Gold Loan Market Outlook
The gold loan market in India has grown at a compound annual rate of approximately 20 per cent over the past five years, driven by increasing gold prices, the formalisation of the lending sector, and the convenience of gold-backed credit for small businesses and rural households. Industry estimates suggest the organised gold loan market in India stands at approximately Rs 9 lakh crore, with significant room for growth as the share of organised lenders increases from the current 40 per cent to a projected 60 per cent by 2030.

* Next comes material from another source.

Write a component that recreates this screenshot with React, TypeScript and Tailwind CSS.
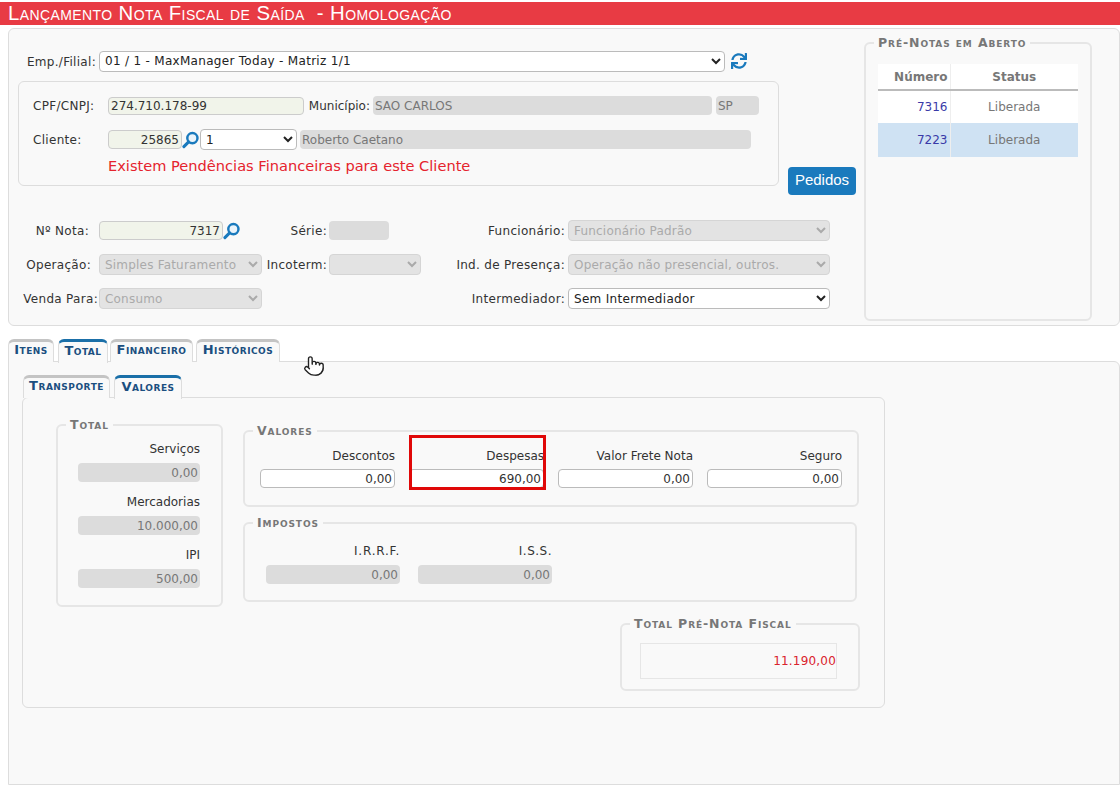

The government’s recent hike in gold import duties from 6 to 15 per cent has made gold more expensive domestically but has also increased the value of existing gold holdings, a net positive for gold loan companies whose collateral values appreciate when prices rise.
With the IPO, Muthoot FinCorp joins a growing list of large Indian NBFCs that have tapped the public markets in recent years. The broader market conditions remain volatile due to the global energy crisis, but gold-backed businesses have historically performed well during periods of uncertainty, which could work in the company’s favour when it approaches investors for subscriptions.
The company operates through a network of over 3,800 branches across 24 states and has been expanding its presence in South and West India, where gold ownership rates are the highest in the country. The IPO proceeds will help fund the addition of 500 to 600 new branches over the next two years, primarily in underserved markets in North and East India.